High ionic conductivity and electrode interface properties of polymer electrolytes based on high molecular weight branched polyether

Abstract

Ionic conductivity and electrode interface properties of solid polymer electrolytes (SPE) based on high-molecular-weight branched polyethers have been studied for their application to solid state rechargeable lithium batteries. High molecular weight (105–106) comb-shaped polyethers, poly[ethylene oxide-co-2-(2-methoxyethoxy)ethyl glycidyl ether] [P(EO/MEEGE)], allow to give elastic and self-standing polymer electrolyte films without cross-linking. With increasing the MEEGE composition, the conductivity appreciably increases and takes a maximum at MEEGE compositions of 0.2–0.3, due to the fast ion transport assisted by highly mobile ether side-chains.
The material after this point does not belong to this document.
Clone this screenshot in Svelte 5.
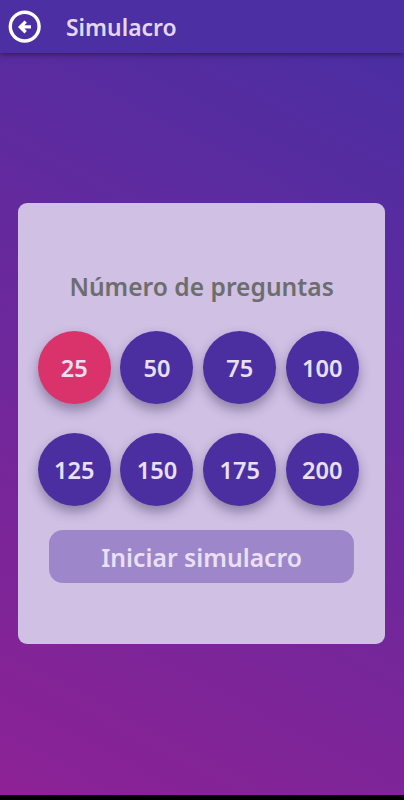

Interfacial resistance (Ri) at the lithium electrode interface decreases with increasing ionic conductivities of the polymer electrolytes, which are affected by the MEEGE composition and lithium salt species complexed with the copolymers. An all-solid lithium polymer battery, Li/P(EO/MEEGE=91/9)-LiClO4/LiCoO2 composite cathode cell, exhibited a discharging life of over 7 h at 0.1 mA/cm2 and a low cell impedance of 96 Ω cm2 after full charge at 60°C.